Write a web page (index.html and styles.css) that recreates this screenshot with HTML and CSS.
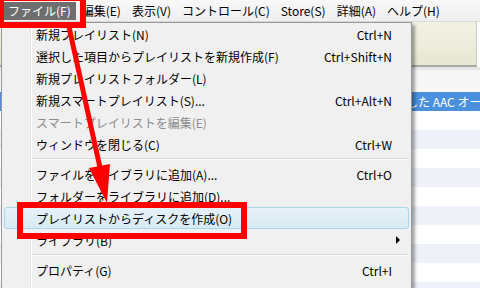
FILE: index.html
```html
<!DOCTYPE html>
<html lang="ja">
<head>
  <meta charset="UTF-8">
  <title>iTunes ファイルメニュー</title>
  <link rel="stylesheet" href="styles.css">
</head>
<body>
  <div class="window">
    <div class="menubar">
      <span class="mb-item active">ファイル(F)</span>
      <span class="mb-item">編集(E)</span>
      <span class="mb-item">表示(V)</span>
      <span class="mb-item">コントロール(C)</span>
      <span class="mb-item">Store(S)</span>
      <span class="mb-item">詳細(A)</span>
      <span class="mb-item">ヘルプ(H)</span>
    </div>
    <div class="infobar"></div>
    <div class="list">
      <div class="list-head"></div>
      <div class="row selected">した AAC オーディオファイル</div>
      <div class="row"></div>
      <div class="row alt"></div>
      <div class="row"></div>
      <div class="row alt"></div>
      <div class="row"></div>
      <div class="row alt"></div>
      <div class="row"></div>
      <div class="row alt"></div>
      <div class="row"></div>
      <div class="row alt"></div>
    </div>

    <!-- dropdown -->
    <div class="menu">
      <div class="item"><span class="label">新規プレイリスト(N)</span><span class="key">Ctrl+N</span></div>
      <div class="item"><span class="label">選択した項目からプレイリストを新規作成(F)</span><span class="key">Ctrl+Shift+N</span></div>
      <div class="item"><span class="label">新規プレイリストフォルダー(L)</span></div>
      <div class="item"><span class="label">新規スマートプレイリスト(S)...</span><span class="key">Ctrl+Alt+N</span></div>
      <div class="item disabled"><span class="label">スマートプレイリストを編集(E)</span></div>
      <div class="item"><span class="label">ウィンドウを閉じる(C)</span><span class="key">Ctrl+W</span></div>
      <div class="sep"></div>
      <div class="item"><span class="label">ファイルをライブラリに追加(A)...</span><span class="key">Ctrl+O</span></div>
      <div class="item"><span class="label">フォルダーをライブラリに追加(D)...</span></div>
      <div class="item hover"><span class="label">プレイリストからディスクを作成(O)</span></div>
      <div class="item"><span class="label">ライブラリ(B)</span><span class="arrow"></span></div>
      <div class="sep"></div>
      <div class="item"><span class="label">プロパティ(G)</span><span class="key">Ctrl+I</span></div>
      <div class="item"><span class="label">レート(R)</span></div>
    </div>

    <!-- annotation -->
    <svg class="marks" width="480" height="288" viewBox="0 0 480 288">
      <rect x="1" y="-2" width="82" height="27" fill="none" stroke="#ff0000" stroke-width="6"/>
      <rect x="20" y="205" width="224" height="31" fill="none" stroke="#ff0000" stroke-width="6"/>
      <line x1="69" y1="27" x2="101" y2="172" stroke="#ff0000" stroke-width="5"/>
      <polygon points="89,168 110,164 107,203" fill="#ff0000"/>
    </svg>
  </div>
</body>
</html>
```

FILE: styles.css
```css
body { margin: 0; font-family: "Noto Sans CJK JP", "Noto Sans", sans-serif; font-size: 12px; color: #000; }
.window { position: relative; width: 480px; height: 288px; overflow: hidden; background: #fff; }

.menubar { display: flex; height: 22px; padding-left: 2px; background: linear-gradient(#f8f8f8, #eeeeee); border-bottom: 1px solid #d9d9d9; box-sizing: border-box; align-items: center; }
.mb-item { padding: 0 5px 0 6px; line-height: 18px; white-space: nowrap; }
.mb-item.active { background: #6e6e6e; color: #fff; }

.infobar { height: 43px; background: linear-gradient(#f1f2e4, #e7e8d1); border-bottom: 2px solid #a8a8a0; border-right: 1px solid #c8c8c0; margin-right: 3px; }
.list { border-top: 3px solid #e6e6e6; }
.list-head { height: 22px; background: #f7f7f7; }
.row { height: 19px; line-height: 19px; padding-left: 406px; white-space: nowrap; overflow: hidden; }
.row.alt { background: #eef2f8; }
.row.selected { background: #4b90dd; color: #fff; }

.menu { position: absolute; top: 22px; left: 1px; width: 411px; height: 290px; box-sizing: border-box; border: 1px solid #979797;
  background: linear-gradient(to right, transparent 28px, #e2e3e3 28px, #e2e3e3 29px, #fff 29px, #fff 30px, transparent 30px), #f0f0f0;
  box-shadow: 3px 3px 3px rgba(0, 0, 0, 0.35); }
.item { display: flex; align-items: center; height: 22px; margin: 0 2px; padding: 0 16px 0 31px; border: 1px solid transparent; border-radius: 3px; box-sizing: border-box; white-space: nowrap; }
.item .label { flex: 1; }
.item.disabled { color: #8d8d8d; }
.item.hover { background: linear-gradient(#e6f1f8, #d8eaf4); border-color: #a8d6ea; }
.arrow { width: 0; height: 0; margin-right: -8px; border-left: 4px solid #000; border-top: 4px solid transparent; border-bottom: 4px solid transparent; }
.sep { height: 8px; margin-left: 30px; margin-right: 2px; background: linear-gradient(transparent 3px, #d7d7d7 3px, #d7d7d7 4px, #fff 4px, #fff 5px, transparent 5px); }

.marks { position: absolute; top: 0; left: 0; pointer-events: none; }
```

◆ **DIRECTIONS**
Your task is to repeat the material above exactly, without its pictures.

◆ **TASK RESPONSE**
Write a web page (index.html and styles.css) that recreates this screenshot with HTML and CSS.
FILE: index.html
```html
<!DOCTYPE html>
<html lang="ja">
<head>
  <meta charset="UTF-8">
  <title>iTunes ファイルメニュー</title>
  <link rel="stylesheet" href="styles.css">
</head>
<body>
  <div class="window">
    <div class="menubar">
      <span class="mb-item active">ファイル(F)</span>
      <span class="mb-item">編集(E)</span>
      <span class="mb-item">表示(V)</span>
      <span class="mb-item">コントロール(C)</span>
      <span class="mb-item">Store(S)</span>
      <span class="mb-item">詳細(A)</span>
      <span class="mb-item">ヘルプ(H)</span>
    </div>
    <div class="infobar"></div>
    <div class="list">
      <div class="list-head"></div>
      <div class="row selected">した AAC オーディオファイル</div>
      <div class="row"></div>
      <div class="row alt"></div>
      <div class="row"></div>
      <div class="row alt"></div>
      <div class="row"></div>
      <div class="row alt"></div>
      <div class="row"></div>
      <div class="row alt"></div>
      <div class="row"></div>
      <div class="row alt"></div>
    </div>

    <!-- dropdown -->
    <div class="menu">
      <div class="item"><span class="label">新規プレイリスト(N)</span><span class="key">Ctrl+N</span></div>
      <div class="item"><span class="label">選択した項目からプレイリストを新規作成(F)</span><span class="key">Ctrl+Shift+N</span></div>
      <div class="item"><span class="label">新規プレイリストフォルダー(L)</span></div>
      <div class="item"><span class="label">新規スマートプレイリスト(S)...</span><span class="key">Ctrl+Alt+N</span></div>
      <div class="item disabled"><span class="label">スマートプレイリストを編集(E)</span></div>
      <div class="item"><span class="label">ウィンドウを閉じる(C)</span><span class="key">Ctrl+W</span></div>
      <div class="sep"></div>
      <div class="item"><span class="label">ファイルをライブラリに追加(A)...</span><span class="key">Ctrl+O</span></div>
      <div class="item"><span class="label">フォルダーをライブラリに追加(D)...</span></div>
      <div class="item hover"><span class="label">プレイリストからディスクを作成(O)</span></div>
      <div class="item"><span class="label">ライブラリ(B)</span><span class="arrow"></span></div>
      <div class="sep"></div>
      <div class="item"><span class="label">プロパティ(G)</span><span class="key">Ctrl+I</span></div>
      <div class="item"><span class="label">レート(R)</span></div>
    </div>

    <!-- annotation -->
    <svg class="marks" width="480" height="288" viewBox="0 0 480 288">
      <rect x="1" y="-2" width="82" height="27" fill="none" stroke="#ff0000" stroke-width="6"/>
      <rect x="20" y="205" width="224" height="31" fill="none" stroke="#ff0000" stroke-width="6"/>
      <line x1="69" y1="27" x2="101" y2="172" stroke="#ff0000" stroke-width="5"/>
      <polygon points="89,168 110,164 107,203" fill="#ff0000"/>
    </svg>
  </div>
</body>
</html>
```

FILE: styles.css
```css
body { margin: 0; font-family: "Noto Sans CJK JP", "Noto Sans", sans-serif; font-size: 12px; color: #000; }
.window { position: relative; width: 480px; height: 288px; overflow: hidden; background: #fff; }

.menubar { display: flex; height: 22px; padding-left: 2px; background: linear-gradient(#f8f8f8, #eeeeee); border-bottom: 1px solid #d9d9d9; box-sizing: border-box; align-items: center; }
.mb-item { padding: 0 5px 0 6px; line-height: 18px; white-space: nowrap; }
.mb-item.active { background: #6e6e6e; color: #fff; }

.infobar { height: 43px; background: linear-gradient(#f1f2e4, #e7e8d1); border-bottom: 2px solid #a8a8a0; border-right: 1px solid #c8c8c0; margin-right: 3px; }
.list { border-top: 3px solid #e6e6e6; }
.list-head { height: 22px; background: #f7f7f7; }
.row { height: 19px; line-height: 19px; padding-left: 406px; white-space: nowrap; overflow: hidden; }
.row.alt { background: #eef2f8; }
.row.selected { background: #4b90dd; color: #fff; }

.menu { position: absolute; top: 22px; left: 1px; width: 411px; height: 290px; box-sizing: border-box; border: 1px solid #979797;
  background: linear-gradient(to right, transparent 28px, #e2e3e3 28px, #e2e3e3 29px, #fff 29px, #fff 30px, transparent 30px), #f0f0f0;
  box-shadow: 3px 3px 3px rgba(0, 0, 0, 0.35); }
.item { display: flex; align-items: center; height: 22px; margin: 0 2px; padding: 0 16px 0 31px; border: 1px solid transparent; border-radius: 3px; box-sizing: border-box; white-space: nowrap; }
.item .label { flex: 1; }
.item.disabled { color: #8d8d8d; }
.item.hover { background: linear-gradient(#e6f1f8, #d8eaf4); border-color: #a8d6ea; }
.arrow { width: 0; height: 0; margin-right: -8px; border-left: 4px solid #000; border-top: 4px solid transparent; border-bottom: 4px solid transparent; }
.sep { height: 8px; margin-left: 30px; margin-right: 2px; background: linear-gradient(transparent 3px, #d7d7d7 3px, #d7d7d7 4px, #fff 4px, #fff 5px, transparent 5px); }

.marks { position: absolute; top: 0; left: 0; pointer-events: none; }
```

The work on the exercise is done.